Feds ask court to dismiss lawsuit against Haskell University stemming from alleged rape
Defendants argue Title IX does not apply to school
The U.S. federal government has asked a court to dismiss a Title IX lawsuit against Haskell Indian Nations University, saying Title IX doesn’t apply to the unique government entity that is Haskell.
The lawsuit was filed in October 2016 by a former Haskell student — named in the suit as Jane Doe H — who said two male students raped her in an on-campus dorm in November 2014 and that Haskell allowed an unsafe environment, treated her unfairly and retaliated against her after she reported the incident. Both men were criminally charged with rape and expelled from Haskell.
Jane Doe H’s civil suit, filed in U.S. District Court in Kansas City, Kan., names several defendants: Haskell, the United States of America, U.S. Secretary of the Department of the Interior Ryan Zinke, and three Haskell administrators including President Venida Chenault.
Federal attorneys representing the defendants filed a motion to dismiss the case on Wednesday.
Key among arguments for dismissing the case is an assertion that Haskell can’t be sued under Title IX because unlike most colleges, it’s actually a federal agency.
Haskell is one of two institutions of higher education operated by the federal Bureau of Indian Education.
Title IX is the federal law that prohibits sex-based discrimination in education. Related federal guidance requires universities to investigate, adjudicate and attempt to prevent sexual harassment, including sexual violence, on their campuses.
The USA, Department of the Interior and Haskell are one and the same — they are all the federal government — the motion to dismiss Jane Doe H’s lawsuit argues.
Title IX states that it applies to “any education program or activity receiving Federal financial assistance,” therefore it does not apply to Haskell, according to the motion. “Activities wholly owned by, and operated by or for, the United States, cannot fairly be described as receiving Federal ‘assistance,'” the motion says.
Even though Jane Doe H pointed out in her lawsuit that Haskell has represented that it abides by Title IX, the motion to dismiss says that is “of no consequence.”
“Federal agencies and federal programs do not have the discretion to choose, expressly or by implication, to be subject to Title IX, or for that matter, any other federal law,” the motion says.
The woman alleged in her suit that Haskell allowed the environment that led to her rape, because no-alcohol and curfew policies weren’t being enforced. She also said that, as she struggled to stay in school through lengthy criminal trials against both men, Haskell administrators treated her unfairly and retaliated against her by “effectively” expelling her after she got into a physical altercation with a different male student the following school year.
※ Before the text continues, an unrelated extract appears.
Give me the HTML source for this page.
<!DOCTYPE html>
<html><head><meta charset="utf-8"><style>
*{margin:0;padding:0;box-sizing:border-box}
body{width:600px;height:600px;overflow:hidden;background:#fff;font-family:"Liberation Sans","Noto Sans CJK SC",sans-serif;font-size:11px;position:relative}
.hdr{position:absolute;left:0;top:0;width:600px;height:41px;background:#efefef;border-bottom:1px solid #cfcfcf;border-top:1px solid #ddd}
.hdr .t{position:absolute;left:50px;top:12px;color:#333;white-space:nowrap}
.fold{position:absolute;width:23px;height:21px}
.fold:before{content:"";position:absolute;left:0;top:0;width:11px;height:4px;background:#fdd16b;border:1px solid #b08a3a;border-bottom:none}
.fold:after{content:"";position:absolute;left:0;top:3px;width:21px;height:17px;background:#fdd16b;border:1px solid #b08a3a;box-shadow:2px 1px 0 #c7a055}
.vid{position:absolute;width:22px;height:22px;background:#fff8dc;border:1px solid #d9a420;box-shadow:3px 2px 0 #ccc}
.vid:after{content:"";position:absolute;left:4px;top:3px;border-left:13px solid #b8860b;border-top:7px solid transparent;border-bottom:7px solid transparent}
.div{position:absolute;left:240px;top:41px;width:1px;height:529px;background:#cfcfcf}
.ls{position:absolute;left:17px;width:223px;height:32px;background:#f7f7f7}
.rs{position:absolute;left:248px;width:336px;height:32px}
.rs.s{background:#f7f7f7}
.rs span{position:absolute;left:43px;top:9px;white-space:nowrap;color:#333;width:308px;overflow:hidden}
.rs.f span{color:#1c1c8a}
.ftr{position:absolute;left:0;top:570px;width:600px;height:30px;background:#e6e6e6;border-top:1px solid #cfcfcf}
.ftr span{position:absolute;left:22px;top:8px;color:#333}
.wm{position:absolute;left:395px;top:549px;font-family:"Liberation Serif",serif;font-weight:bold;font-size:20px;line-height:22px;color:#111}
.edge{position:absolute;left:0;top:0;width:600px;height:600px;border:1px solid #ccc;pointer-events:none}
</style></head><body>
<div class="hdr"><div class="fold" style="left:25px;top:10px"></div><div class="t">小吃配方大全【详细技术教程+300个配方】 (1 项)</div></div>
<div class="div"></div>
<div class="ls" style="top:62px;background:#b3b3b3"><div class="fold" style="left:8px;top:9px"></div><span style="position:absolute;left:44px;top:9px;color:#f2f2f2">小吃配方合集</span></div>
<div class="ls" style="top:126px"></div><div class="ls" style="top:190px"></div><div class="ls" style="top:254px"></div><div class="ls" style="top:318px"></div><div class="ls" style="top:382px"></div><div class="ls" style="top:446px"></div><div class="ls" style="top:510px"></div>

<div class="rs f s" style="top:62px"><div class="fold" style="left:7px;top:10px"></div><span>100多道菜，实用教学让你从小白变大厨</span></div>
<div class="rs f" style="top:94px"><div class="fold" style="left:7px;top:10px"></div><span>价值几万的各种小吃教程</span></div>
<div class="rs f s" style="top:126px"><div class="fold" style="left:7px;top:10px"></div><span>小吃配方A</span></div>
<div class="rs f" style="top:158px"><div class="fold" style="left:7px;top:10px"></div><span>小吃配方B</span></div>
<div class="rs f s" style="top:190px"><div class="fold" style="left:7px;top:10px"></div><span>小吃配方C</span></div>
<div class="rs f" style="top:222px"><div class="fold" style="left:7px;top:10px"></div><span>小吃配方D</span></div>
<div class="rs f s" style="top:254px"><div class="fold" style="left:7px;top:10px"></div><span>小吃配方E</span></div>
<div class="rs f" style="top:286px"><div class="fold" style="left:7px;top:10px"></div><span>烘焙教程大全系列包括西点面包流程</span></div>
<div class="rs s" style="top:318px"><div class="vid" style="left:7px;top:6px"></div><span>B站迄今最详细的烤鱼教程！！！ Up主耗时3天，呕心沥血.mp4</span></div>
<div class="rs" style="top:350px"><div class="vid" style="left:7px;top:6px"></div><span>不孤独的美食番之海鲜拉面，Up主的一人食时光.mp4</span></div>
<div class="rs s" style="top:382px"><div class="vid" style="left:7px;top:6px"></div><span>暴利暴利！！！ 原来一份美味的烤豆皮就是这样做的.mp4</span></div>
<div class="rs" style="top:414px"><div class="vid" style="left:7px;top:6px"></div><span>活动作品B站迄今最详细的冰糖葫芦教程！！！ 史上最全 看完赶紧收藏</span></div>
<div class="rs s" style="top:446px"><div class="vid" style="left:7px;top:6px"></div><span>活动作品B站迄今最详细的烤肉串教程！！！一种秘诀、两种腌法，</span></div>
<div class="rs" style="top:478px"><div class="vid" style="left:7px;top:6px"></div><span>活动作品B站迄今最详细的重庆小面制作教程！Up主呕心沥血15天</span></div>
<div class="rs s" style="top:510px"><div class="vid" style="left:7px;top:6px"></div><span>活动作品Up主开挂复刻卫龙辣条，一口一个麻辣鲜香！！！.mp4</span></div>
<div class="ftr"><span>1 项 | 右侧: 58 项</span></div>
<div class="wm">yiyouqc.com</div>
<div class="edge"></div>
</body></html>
The motion to dismiss says that, in addition to being based on federal laws that don’t apply to Haskell, the woman’s lawsuit fails to state a plausible claim that the school was deliberately indifferent to sexual harassment or sexual violence.
“There are simply no allegations suggesting a causal connection between Plaintiff’s protected activity (an alleged sexual assault) and the allegedly adverse action (her “effective” expulsion or the disclosure of records),” according to the motion. “There is certainly no temporal proximity between the events as they occurred more than sixteen months apart.”
Attorneys writing the motion to dismiss on behalf of the federal government are Kansas-based U.S. attorney Thomas Beall and assistant U.S. attorney Brad Bailey.
Kansas City, Mo., attorney Dan Curry is representing Jane Doe H. Curry also represents two former University of Kansas rowers who are suing KU under Title IX, alleging the university failed to properly handle their cases after they reported being sexually assaulted on campus by the same man, a football player.
The two former Haskell students Jane Doe H accused of raping her, though not named in the Title IX lawsuit, are Jared Wheeler and Galen Satoe.
There have now been a total of three mistrials in their Douglas County District Court cases.
Earlier this month, at the conclusion of Satoe’s second trial, a jury could not agree on guilt for rape charges, and a mistrial was declared. Satoe’s first trial ended in August 2016 after jurors could not agree on a verdict.
After his criminal trial last summer also ended with a hung jury, Wheeler pleaded no contest in November 2016 to a single felony charge of aggravated battery.